When LTO is Mandatory (Observability Compromise is Acceptable):

High-Frequency CLI Tools or Batch Processors: Tools designed for minimal latency where start-up time and total runtime are paramount (e.g., ETL jobs, compilers, data transformation pipelines).
Kernel Space and Embedded Systems: Environments where binary size constraints and raw cycle efficiency far outweigh the need for high-level distributed tracing.
Core Libraries (Used by Others): If you are compiling a foundational library and want to ensure the minimal API surface has the lowest possible overhead for its downstream users.

When LTO Must Be Restricted (Observability is Critical):

Microservices and API Gateways: Any HTTP/gRPC service where distributed tracing is the primary mechanism for debugging production latency issues and understanding external dependencies.
Stateful Workers/Actors: Services handling complex, long-running processes (e.g., payment processing, stream processing) where identifying the exact failing state is vital.
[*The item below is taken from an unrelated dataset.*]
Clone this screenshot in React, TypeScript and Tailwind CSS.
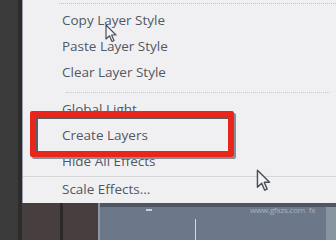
import React from "react";

function Cursor({ className }: { className: string }) {
  return (
    <svg className={className} viewBox="0 0 12 19" width="12" height="19">
      <path
        d="M1 1 L1 15 L4.5 11.8 L7 17.5 L9 16.6 L6.6 11 L11 11 Z"
        fill="#f4f4f6"
        stroke="#4a4f5a"
        strokeWidth="1.2"
        strokeLinejoin="round"
      />
    </svg>
  );
}

function Item({ label }: { label: string }) {
  return (
    <div className="h-[26px] pl-[39px] flex items-center text-[13.5px] text-[#525763] leading-none">
      {label}
    </div>
  );
}

function Sep({ className }: { className: string }) {
  return <div className={className} />;
}

export default function App() {
  return (
    <div
      className="relative w-[336px] h-[240px] overflow-hidden bg-[#3b3b3b] flex"
      style={{ fontFamily: '"Open Sans", "Liberation Sans", sans-serif' }}
    >
      {/* left dark strip */}
      <div className="w-[18px] h-full bg-[#3c3b3b]" />
      <div className="w-[4px] h-full bg-[#2c2c2c]" />

      <div className="flex-1 flex flex-col">
        {/* MENU */}
        <div className="h-[203px] bg-[#f0f0f2] border-l border-[#9aa0ae] shadow-[0_1px_0_#c9c9cc] flex flex-col">
          <div className="h-[3px]" />
          <Sep className="ml-[36px] border-t border-dotted border-[#c4c4c8]" />
          <div className="h-[4px]" />
          <Item label="Copy Layer Style" />
          <Item label="Paste Layer Style" />
          <Item label="Clear Layer Style" />
          <div className="h-[6px]" />
          <Sep className="ml-[43px] mr-[6px] border-t border-dotted border-[#c8c8cc]" />
          <div className="h-[4px]" />
          <Item label="Global Light" />
          <Item label="Create Layers" />
          <Item label="Hide All Effects" />
          <div className="h-[1px]" />
          <Sep className="ml-0 border-t border-[#d6d6d9]" />
          <Item label="Scale Effects..." />
        </div>

        {/* BOTTOM PANELS */}
        <div className="flex-1 flex">
          <div className="w-[38px] bg-[#473f3f]" />
          <div className="w-[3px] bg-[#2b2929]" />
          <div className="w-[35px] bg-[#473f3f]" />
          <div className="w-[2px] bg-[#8d95a2]" />
          <div className="flex-1 bg-[#6c7889] relative">
            <div className="h-[4px] bg-[#4f5562]" />
            <div className="absolute left-[46px] top-[4px] w-[6px] h-[4px] border-b-2 border-[#c9ced6]" />
            <div className="absolute left-[95px] top-[16px] w-px h-[24px] bg-[#d7dbe1]" />
            <div className="absolute left-[150px] top-[3px] text-[8px] text-[#aab1bc] leading-none tracking-tight">
              www.gfxzs.com&nbsp;&nbsp;fx
            </div>
            <div className="absolute right-0 top-[4px] w-[10px] h-full bg-[#8a94a0]" />
          </div>
        </div>
      </div>

      {/* red highlight */}
      <div className="absolute left-[30px] top-[111px] w-[204px] h-[46px] border-[6px] border-[#e8261c] rounded-[2px] shadow-[inset_2px_2px_0_#5a5d66,2px_2px_0_#8a8d96]" />

      <Cursor className="absolute left-[105px] top-[24px]" />
      <Cursor className="absolute left-[256px] top-[169px] w-[15px] h-[23px]" />
    </div>
  );
}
The Mitigation Strategy: The Traceability Threshold

If you must use aggressive optimization, adopt the concept of a Traceability Threshold.

Instead of relying on automatic, function-level instrumentation, manually instrument only the high-value transaction boundaries (e.g., RPC boundaries, queue consumption points, database calls).
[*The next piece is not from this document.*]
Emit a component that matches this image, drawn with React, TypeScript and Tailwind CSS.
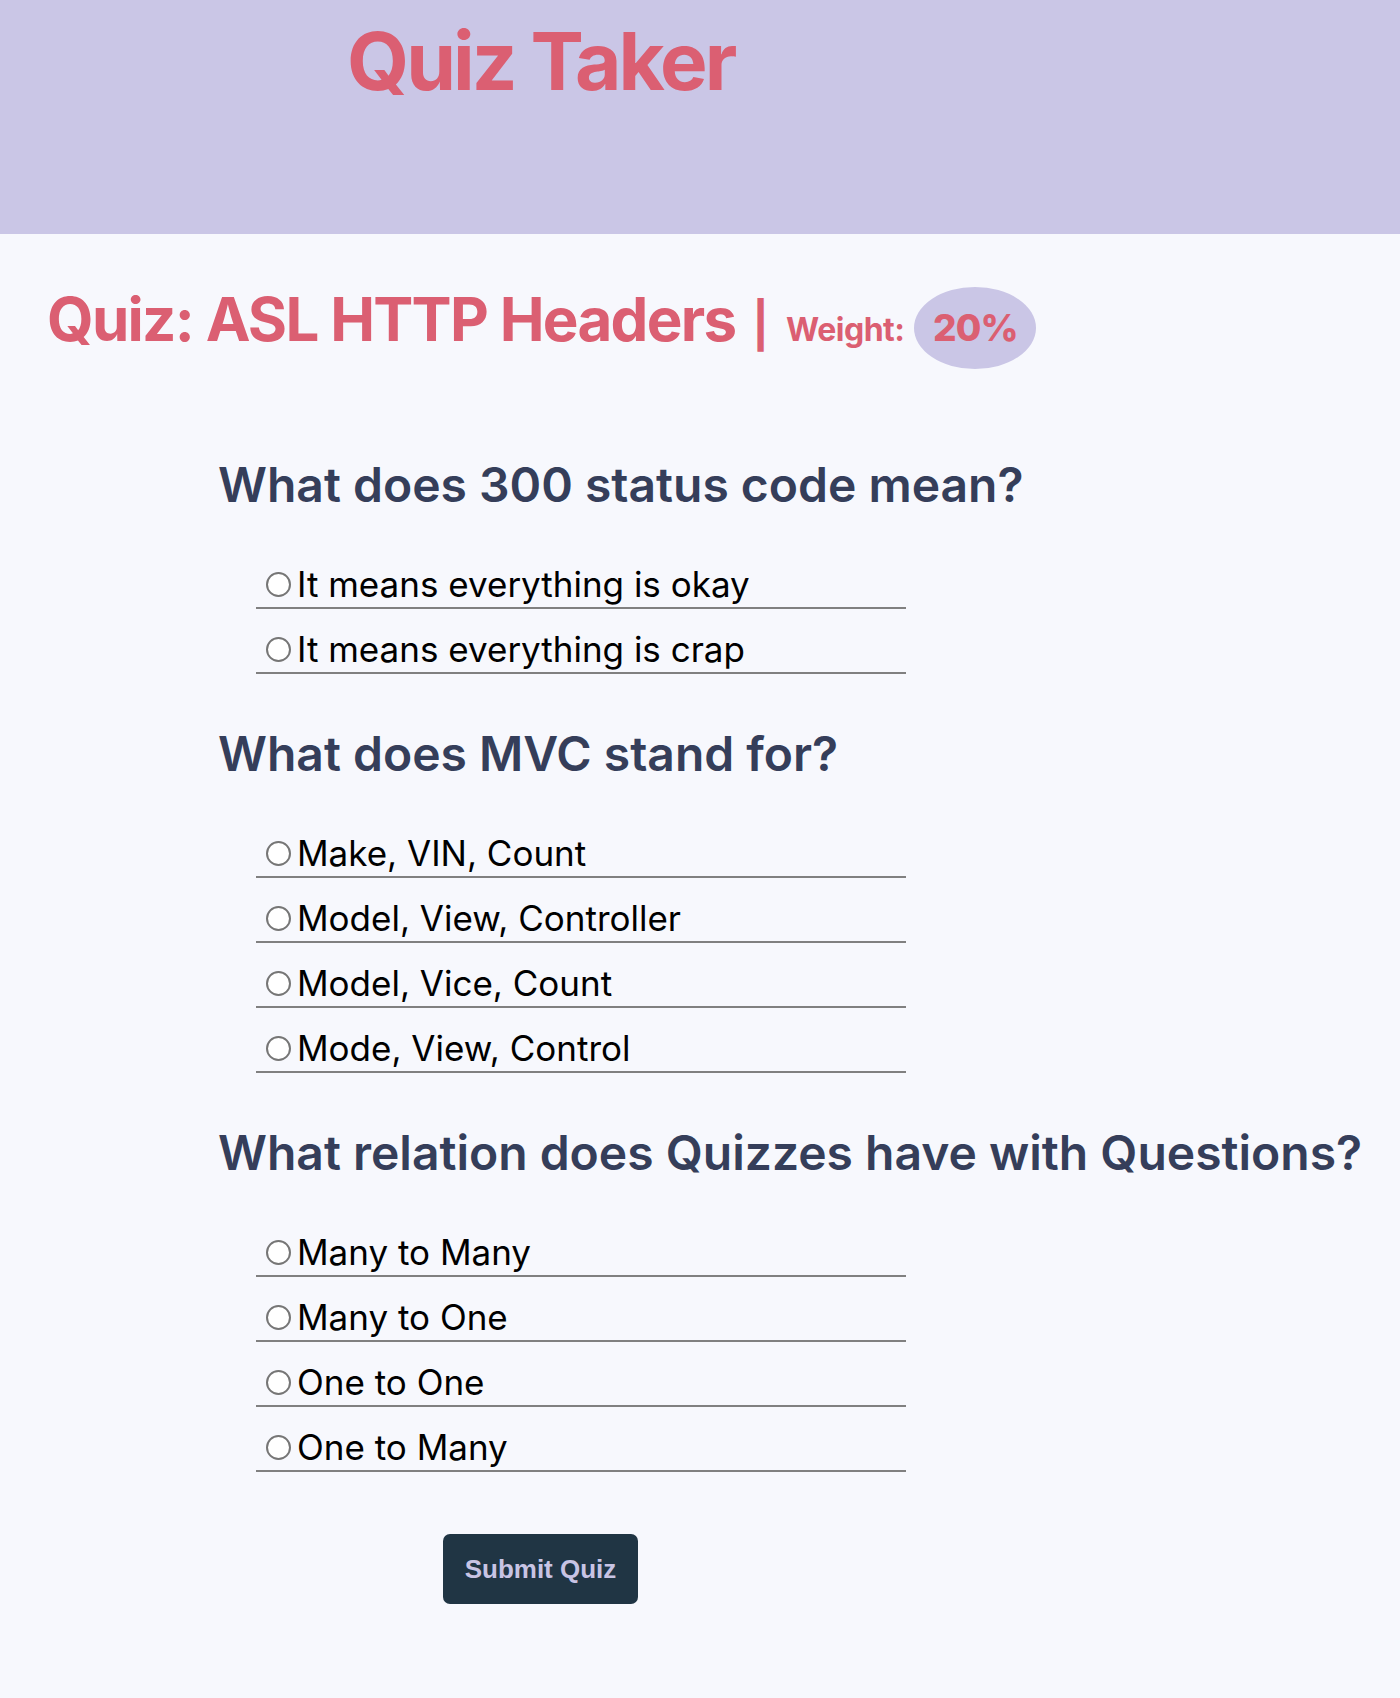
import React from "react";

const questions = [
  {
    q: "What does 300 status code mean?",
    options: ["It means everything is okay", "It means everything is crap"],
  },
  {
    q: "What does MVC stand for?",
    options: [
      "Make, VIN, Count",
      "Model, View, Controller",
      "Model, Vice, Count",
      "Mode, View, Control",
    ],
  },
  {
    q: "What relation does Quizzes have with Questions?",
    options: ["Many to Many", "Many to One", "One to One", "One to Many"],
  },
];

export default function App() {
  return (
    <div className="min-h-[1698px] bg-[#f7f8fd] font-['Inter',sans-serif]">
      <header className="h-[234px] bg-[#cac6e6] pl-[347px] pt-[21px]">
        <h1 className="text-[80px] leading-none font-bold tracking-[-3px] text-[#db5f72]">Quiz Taker</h1>
      </header>

      <div className="pl-[47px] pt-[53px] flex items-baseline text-[#db5f72]">
        <h2 className="text-[60px] leading-none font-bold tracking-[-1.7px]">Quiz: ASL HTTP Headers</h2>
        <span className="ml-[17px] text-[45px] font-bold">|</span>
        <span className="ml-[17px] text-[32px] font-bold tracking-[-0.5px]">Weight:</span>
        <span className="ml-[10px] w-[122px] h-[82px] rounded-[50%] bg-[#cac6e6] flex items-center justify-center text-[37px] font-extrabold tracking-[-0.8px]">
          20%
        </span>
      </div>

      <div className="pl-[218px] pt-[92px] flex flex-col gap-[56px]">
        {questions.map((item, qi) => (
          <div key={qi} className="flex flex-col">
            <h3 className="text-[48px] leading-none font-semibold text-[#353e5a]">{item.q}</h3>
            <div className="mt-[57px] pl-[38px] flex flex-col gap-[22px]">
              {item.options.map((o, oi) => (
                <label
                  key={oi}
                  className="flex w-[650px] items-start border-b-2 border-[#808080] pl-[10px] pb-[4px] text-[35px] leading-[37px] text-black"
                >
                  <span className="mt-[6px] mr-[6px] inline-block h-[25px] w-[25px] shrink-0 rounded-full border-2 border-[#767676] bg-white" />
                  <span>{o}</span>
                </label>
              ))}
            </div>
          </div>
        ))}
      </div>

      <div className="pl-[443px] pt-[62px]">
        <button className="h-[70px] w-[195px] rounded-[7px] bg-[#203544] font-['Liberation_Sans',Arial,sans-serif] text-[26px] font-bold text-[#c8c4e4]">
          Submit Quiz
        </button>
      </div>
    </div>
  );
}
Explicit Span Creation: Use manual OpenTelemetry API calls (opentelemetry::trace::start_span(...)) only around critical functions that exceed a predetermined execution time threshold (e.g., functions expected to take >100μs).
PGO for Low-Value Functions: Utilize Profile-Guided Optimization (PGO) alongside LTO, but specifically configure your compiler to not aggressively inline the few, high-value functions that require spans.
Instrumentation Profiling: Use low-overhead sampling profilers (like those based on instruction pointers or wall-clock time) in conjunction with your tracing data. If a trace shows 500ms in one monolithic span, the sampling profiler can often penetrate the LTO-optimized block and provide the raw stack trace, allowing you to infer the internal causality the tracer missed.